Levene’s test is significant for my two-level education variable. I am ignoring this and continuing with the analysis anyway, but in the real world this is something I would have to correct for.
I identified and removed a single outlier.
aov_model <- aov_ez(data = d,
id = "row_id",
between = c("edu"),
dv = "stress",
anova_table = list(es = "pes"))
## Contrasts set to contr.sum for the following variables: edu
Effect size cutoffs from Cohen (1988):
nice(aov_model)
## Anova Table (Type 3 tests)
##
## Response: stress
## Effect df MSE F pes p.value
## 1 edu 6, 3059 0.36 4.84 *** .009 <.001
## ---
## Signif. codes: 0 '***' 0.001 '**' 0.01 '*' 0.05 '+' 0.1 ' ' 1
# Visualize Results
afex_plot(aov_model, x = "edu")
Only run posthocs if the test is significant! E.g., only run the posthoc tests on gender if there is a main effect for education.
To test my hypothesis that there would be a significant effect of education level on stress, I used a one-way ANOVA. I identified and removed a single outlier following visual analysis of a Residuals vs Leverage plot. A significant Levene’s test also indicates that our data violates the assumption of homogeneity of variance. This suggests that there is an increased chance of Type I error. I continued with my analysis for the purpose of this class.

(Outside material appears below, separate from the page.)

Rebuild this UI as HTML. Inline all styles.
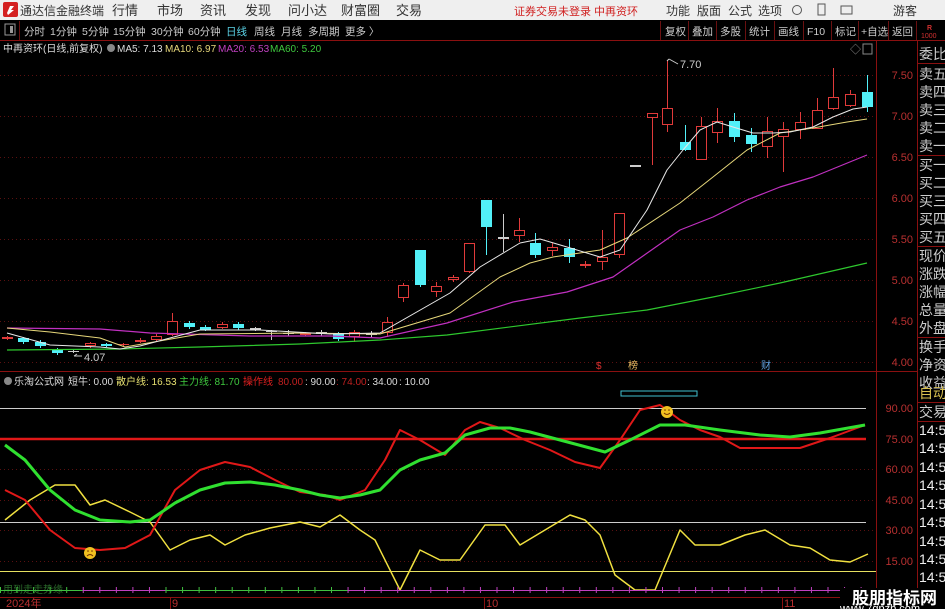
<!DOCTYPE html>
<html><head><meta charset="utf-8"><style>
html,body{margin:0;padding:0;background:#000;width:945px;height:609px;overflow:hidden}
svg{display:block;font-family:"Liberation Sans","Noto Sans CJK SC",sans-serif}
</style></head><body>
<svg id="s" width="945" height="609" xmlns="http://www.w3.org/2000/svg">
<rect x="0" y="0" width="945" height="609" fill="#000"/>
<rect x="0" y="0" width="945" height="20" fill="#efefef"/>
<rect x="3" y="2" width="15" height="15" rx="2" fill="#d42020"/>
<path d="M7 13 L10 6 L14 6 L11 10 L14 10 L8 15 Z" fill="#fff"/>
<g font-size="12" fill="#333">
<text x="20" y="15">通达信金融终端</text>
<text x="112" y="15" font-size="13">行情</text>
<text x="157" y="15" font-size="13">市场</text>
<text x="200" y="15" font-size="13">资讯</text>
<text x="245" y="15" font-size="13">发现</text>
<text x="288" y="15" font-size="13">问小达</text>
<text x="341" y="15" font-size="13">财富圈</text>
<text x="396" y="15" font-size="13">交易</text>
<text x="514" y="15" fill="#d02020" font-size="11">证券交易未登录  中再资环</text>
<text x="666" y="15">功能</text><text x="697" y="15">版面</text><text x="728" y="15">公式</text><text x="758" y="15">选项</text>
<text x="893" y="15">游客</text>
</g>
<circle cx="797" cy="10" r="4.5" fill="none" stroke="#555"/>
<rect x="818" y="4" width="7" height="11" fill="none" stroke="#555"/>
<rect x="841" y="6" width="11" height="8" fill="none" stroke="#555"/>
<rect x="0" y="20" width="945" height="20" fill="#000"/>
<line x1="0" y1="40.5" x2="945" y2="40.5" stroke="#8a1010"/>
<rect x="5" y="24" width="10" height="11" fill="none" stroke="#999"/>
<rect x="10" y="26" width="3" height="7" fill="#999"/>
<line x1="19.5" y1="21" x2="19.5" y2="40" stroke="#6a1010"/>
<g font-size="10.5" fill="#ccc">
<text x="24" y="35">分时</text><text x="50" y="35">1分钟</text><text x="82" y="35">5分钟</text><text x="113" y="35">15分钟</text><text x="151" y="35">30分钟</text><text x="188" y="35">60分钟</text>
<text x="226" y="35" fill="#5ad2e6">日线</text><text x="254" y="35">周线</text><text x="281" y="35">月线</text><text x="308" y="35">多周期</text><text x="345" y="35">更多 〉</text>
<text x="665" y="35">复权</text><text x="692" y="35">叠加</text><text x="720" y="35">多股</text><text x="749" y="35">统计</text><text x="778" y="35">画线</text><text x="807" y="35">F10</text><text x="835" y="35">标记</text><text x="861" y="35">+自选</text><text x="892" y="35">返回</text>
</g>
<g stroke="#6a1010">
<line x1="660.5" y1="21" x2="660.5" y2="40"/><line x1="688.5" y1="21" x2="688.5" y2="40"/><line x1="716.5" y1="21" x2="716.5" y2="40"/><line x1="745.5" y1="21" x2="745.5" y2="40"/><line x1="774.5" y1="21" x2="774.5" y2="40"/><line x1="803.5" y1="21" x2="803.5" y2="40"/><line x1="831.5" y1="21" x2="831.5" y2="40"/><line x1="858.5" y1="21" x2="858.5" y2="40"/><line x1="888.5" y1="21" x2="888.5" y2="40"/><line x1="916.5" y1="21" x2="916.5" y2="40"/>
</g>
<text x="927" y="30" font-size="7" fill="#d03030" font-weight="bold">R</text>
<text x="921" y="38" font-size="7" fill="#d03030">1000</text>
<g stroke="#8a1010">
<line x1="876.5" y1="41" x2="876.5" y2="609"/>
<line x1="917.5" y1="41" x2="917.5" y2="609"/>
<line x1="0" y1="371.5" x2="917" y2="371.5"/>
<line x1="0" y1="597.5" x2="917" y2="597.5"/>
</g>
<g id="grid" stroke="#5a1010" stroke-dasharray="1,3"></g>
<g font-size="10">
<text x="3" y="52" fill="#ddd">中再资环(日线,前复权)</text>
<circle cx="111" cy="48" r="4" fill="#888"/>
<text x="117" y="52" fill="#ddd">MA5: 7.13</text>
<text x="165" y="52" fill="#e6d77a">MA10: 6.97</text>
<text x="218" y="52" fill="#c040c0">MA20: 6.53</text>
<text x="270" y="52" fill="#3ec83e">MA60: 5.20</text>
</g>
<text x="850" y="53" font-size="11" fill="#888">◇</text>
<rect x="863" y="44" width="9" height="10" fill="none" stroke="#888"/>
<g font-size="11" fill="#b83030" text-anchor="end">
<text x="913" y="79">7.50</text><text x="913" y="120">7.00</text><text x="913" y="161">6.50</text><text x="913" y="202">6.00</text><text x="913" y="243">5.50</text><text x="913" y="284">5.00</text><text x="913" y="325">4.50</text><text x="913" y="366">4.00</text>
<text x="913" y="412">90.00</text><text x="913" y="443">75.00</text><text x="913" y="473">60.00</text><text x="913" y="504">45.00</text><text x="913" y="534">30.00</text><text x="913" y="565">15.00</text>
</g>
<g font-size="14" fill="#ccc">
<text x="919" y="59">委比</text>
<text x="919" y="79">卖五</text><text x="919" y="97">卖四</text><text x="919" y="115">卖三</text><text x="919" y="133">卖二</text><text x="919" y="151">卖一</text>
<text x="919" y="170">买一</text><text x="919" y="188">买二</text><text x="919" y="206">买三</text><text x="919" y="224">买四</text><text x="919" y="242">买五</text>
<text x="919" y="261">现价</text><text x="919" y="279">涨跌</text><text x="919" y="297">涨幅</text><text x="919" y="315">总量</text><text x="919" y="333">外盘</text>
<text x="919" y="352">换手</text><text x="919" y="370">净资</text><text x="919" y="388">收益</text>
<text x="919" y="398" fill="#d8c050">自动</text><text x="919" y="417">交易</text>
<text x="919" y="435" fill="#eee">14:56</text><text x="919" y="453" fill="#eee">14:56</text><text x="919" y="472" fill="#eee">14:56</text><text x="919" y="490" fill="#eee">14:56</text><text x="919" y="509" fill="#eee">14:56</text><text x="919" y="527" fill="#eee">14:56</text><text x="919" y="546" fill="#eee">14:56</text><text x="919" y="564" fill="#eee">14:56</text><text x="919" y="582" fill="#eee">14:56</text>
</g>
<g stroke="#8a1010"><line x1="918" y1="63.5" x2="945" y2="63.5"/><line x1="918" y1="155.5" x2="945" y2="155.5"/><line x1="918" y1="246.5" x2="945" y2="246.5"/><line x1="918" y1="337.5" x2="945" y2="337.5"/><line x1="918" y1="402.5" x2="945" y2="402.5"/><line x1="918" y1="421.5" x2="945" y2="421.5"/></g>
<g id="main"></g>
<text x="680" y="68" font-size="11" fill="#ccc">7.70</text>
<path d="M667 61 L669 59 M669 59 L678 64" stroke="#ccc" fill="none"/>
<text x="84" y="361" font-size="11" fill="#ccc">4.07</text>
<path d="M74 356 L82 356 M74 356 L77 354" stroke="#ccc" fill="none"/>
<text x="596" y="369" font-size="10" fill="#e03030">$</text>
<text x="628" y="369" font-size="10" fill="#e6b860">榜</text>
<text x="761" y="369" font-size="10" fill="#60a0e0">财</text>
<circle cx="8" cy="381" r="4" fill="#888"/>
<g font-size="10">
<text x="14" y="385" fill="#ddd">乐淘公式网</text>
<text x="68" y="385" fill="#ddd">短牛: 0.00</text>
<text x="116" y="385" fill="#e6e070">散户线: 16.53</text>
<text x="179" y="385" fill="#3ec83e">主力线: 81.70</text>
<text x="243" y="385" fill="#e02020">操作线</text>
<text x="278" y="385" fill="#c02020">80.00</text>
<text x="305" y="385" fill="#ddd">: 90.00</text>
<text x="336" y="385" fill="#c02020">: 74.00</text>
<text x="367" y="385" fill="#ddd">: 34.00</text>
<text x="399" y="385" fill="#ddd">: 10.00</text>
</g>
<rect x="621" y="391" width="76" height="5" fill="none" stroke="#40c0d0"/>
<g id="sub"></g>
<text x="3" y="593" font-size="10" fill="#2a6a2a">用到走走势缘</text>
<g id="strip"></g>
<g font-size="11" fill="#b83030">
<text x="6" y="607">2024年</text><text x="172" y="607">9</text><text x="486" y="607">10</text><text x="784" y="607">11</text>
</g>
<g stroke="#8a1010"><line x1="170.5" y1="598" x2="170.5" y2="609"/><line x1="484.5" y1="598" x2="484.5" y2="609"/><line x1="782.5" y1="598" x2="782.5" y2="609"/></g>
<rect x="840" y="588" width="105" height="21" fill="#000"/>
<text x="852" y="604" font-size="17" font-weight="bold" fill="#fff">股朋指标网</text>
<text x="840" y="612" font-size="11" fill="#fff">www.7gpzb.com</text>
</svg>
<script>
var NS="http://www.w3.org/2000/svg";
function el(p,t,a){var e=document.createElementNS(NS,t);for(var k in a)e.setAttribute(k,a[k]);p.appendChild(e);return e;}
var g=document.getElementById('grid');
[75,116,157,198,239,280,321,362,469,500,530,561].forEach(function(y){el(g,'line',{x1:0,x2:876,y1:y+.5,y2:y+.5});});
var m=document.getElementById('main');
var R='#e03a3a',C='#52f0f8',W='#ccc';
var cs=[[7,336,337,339,340,R],[23,337,338,342,344,C],[40,340,342,346,348,C],[57,348,350,353,355,C],[73,350,351,352,353,W],[90,342,343,346,348,R],[106,343,344,346,347,C],[123,343,344,345,346,R],[140,338,340,342,343,R],[156,334,336,340,341,R],[172,313,321,335,336,R],[189,321,323,327,329,C],[205,325,327,330,331,C],[222,322,324,328,329,R],[238,322,324,328,330,C],[255,327,328,330,331,W],[271,330,331,332,340,W],[288,330,333,334,336,W],[305,332,333,335,336,R],[321,330,332,334,336,W],[338,332,334,339,341,C],[354,330,332,337,342,R],[371,331,334,335,337,W],
[387,317,322,333,337,R],[403,283,285,298,302,R],[420,250,250,285,287,C],[436,282,286,292,297,R],[453,275,277,280,282,R],[469,243,243,272,273,R],[486,200,200,227,255,C],[503,214,237,239,252,W],[519,218,230,236,242,R],[535,233,243,255,258,C],[552,243,247,251,256,R],[569,239,248,257,263,C],[585,261,264,266,268,R],[602,230,257,262,270,R],[619,213,213,255,258,R],[635,166,165,167,166,W],[652,113,113,118,165,R],[667,60,108,125,132,R],[685,125,142,150,151,C],[701,117,126,160,160,R],[717,108,121,133,143,R],[734,113,121,137,142,C],[751,128,135,144,152,C],[767,117,131,147,158,R],[783,122,129,137,172,R],[800,112,122,130,139,R],[817,98,110,129,129,R],[833,68,97,109,110,R],[850,90,94,106,107,R],[867,75,92,107,112,C]];
cs.forEach(function(c){var x=c[0],col=c[5];
 el(m,'line',{x1:x+.5,x2:x+.5,y1:c[1],y2:c[4],stroke:col});
 var h=Math.max(1,c[3]-c[2]);
 if(col==C)el(m,'rect',{x:x-5,y:c[2],width:11,height:h,fill:C});
 else if(h<=2)el(m,'rect',{x:x-5,y:c[2],width:11,height:h,fill:col});
 else el(m,'rect',{x:x-4.5,y:c[2]+.5,width:10,height:h-1,fill:'#000',stroke:col});
});
function pl(p,pts,col,w){el(p,'polyline',{points:pts.map(function(a){return a.join(',')}).join(' '),fill:'none',stroke:col,'stroke-width':w||1,'stroke-linejoin':'round'});}
pl(m,[[7,350],[120,349],[200,347],[300,344],[380,340],[447,335],[580,318],[647,310],[713,297],[780,283],[867,263]],'#2ec82e',1.2);
pl(m,[[7,328],[100,329],[150,333],[250,336],[330,336],[380,338],[447,323],[513,302],[567,292],[613,277],[633,263],[680,230],[713,217],[747,200],[780,187],[813,177],[867,155]],'#c030c0',1.2);
pl(m,[[7,328],[50,332],[100,338],[125,347],[200,334],[300,333],[380,334],[450,313],[500,277],[530,263],[553,257],[600,250],[627,238],[680,203],[713,177],[747,150],[780,133],[813,128],[847,122],[867,119]],'#e6d77a',1);
pl(m,[[7,333],[50,345],[100,347],[120,349],[140,346],[200,330],[260,330],[330,334],[380,333],[450,293],[480,267],[520,243],[540,239],[567,247],[600,257],[620,250],[647,210],[667,170],[683,150],[700,130],[717,122],[733,127],[753,133],[773,133],[790,132],[813,127],[833,117],[853,109],[867,107]],'#e8e8e8',1);
var s=document.getElementById('sub');
el(s,'line',{x1:0,x2:866,y1:408.5,y2:408.5,stroke:'#ccc'});
el(s,'line',{x1:0,x2:866,y1:522.5,y2:522.5,stroke:'#ccc'});
el(s,'line',{x1:0,x2:876,y1:571.5,y2:571.5,stroke:'#e6e060'});
el(s,'line',{x1:0,x2:866,y1:439,y2:439,stroke:'#e01818','stroke-width':2.5});
pl(s,[[5,520],[30,500],[55,485],[75,485],[90,505],[105,500],[130,512],[150,522],[170,550],[190,540],[210,535],[225,545],[245,535],[270,528],[300,522],[320,527],[340,515],[360,530],[375,540],[400,590],[420,550],[440,560],[460,560],[485,525],[505,525],[520,545],[545,530],[570,515],[585,520],[600,535],[615,575],[635,590],[655,590],[680,530],[695,545],[720,545],[745,535],[765,530],[790,545],[810,548],[830,560],[850,562],[868,554]],'#f0e040',1.5);
pl(s,[[5,490],[25,500],[50,530],[75,548],[100,550],[125,548],[150,535],[175,490],[200,470],[225,462],[250,467],[275,480],[300,492],[325,495],[340,500],[365,490],[385,460],[400,430],[420,440],[445,455],[465,430],[480,422],[500,428],[525,440],[550,450],[575,462],[600,468],[620,440],[640,410],[660,405],[680,420],[700,430],[720,437],[740,448],[770,448],[800,448],[830,438],[865,425]],'#e01818',2);
pl(s,[[5,445],[25,460],[50,490],[75,510],[100,520],[130,522],[150,520],[175,503],[200,490],[225,483],[250,482],[275,485],[300,490],[320,495],[340,498],[360,495],[380,490],[400,470],[420,460],[445,453],[465,435],[490,428],[510,428],[530,432],[560,440],[590,448],[605,452],[630,440],[660,425],[685,425],[720,430],[760,435],[790,437],[820,433],[865,425]],'#30e030',3);
[[90,553,0],[667,412,1]].forEach(function(f){el(s,'circle',{cx:f[0],cy:f[1],r:6,fill:'#f0c020'});
 el(s,'path',{d:f[2]?'M'+(f[0]-3)+' '+(f[1]+1)+' q3 3 6 0':'M'+(f[0]-3)+' '+(f[1]+3)+' q3 -3 6 0',stroke:'#703000',fill:'none'});
 el(s,'circle',{cx:f[0]-2,cy:f[1]-2,r:.8,fill:'#703000'});el(s,'circle',{cx:f[0]+2,cy:f[1]-2,r:.8,fill:'#703000'});});
var st=document.getElementById('strip');
for(var x=0;x<868;x+=16.55){var col=(x<80||(x>160&&x<345))?'#40c040':'#c040c0';
 el(st,'line',{x1:x,x2:x+16.55,y1:590.5,y2:590.5,stroke:col});el(st,'line',{x1:x+.5,x2:x+.5,y1:587,y2:593,stroke:col});}
</script>
</body></html>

I found an insignificant effect of gender, F(6,3061) = 4.85, p < .001, ηp2 = .009 (insignificant effect size; Cohen, 1988). Posthoc tests using Tukey’s HSD were not used for this analysis, due to insignificant effect size.
References
Cohen J. (1988). Statistical Power Analysis for the Behavioral Sciences. New York, NY: Routledge Academic.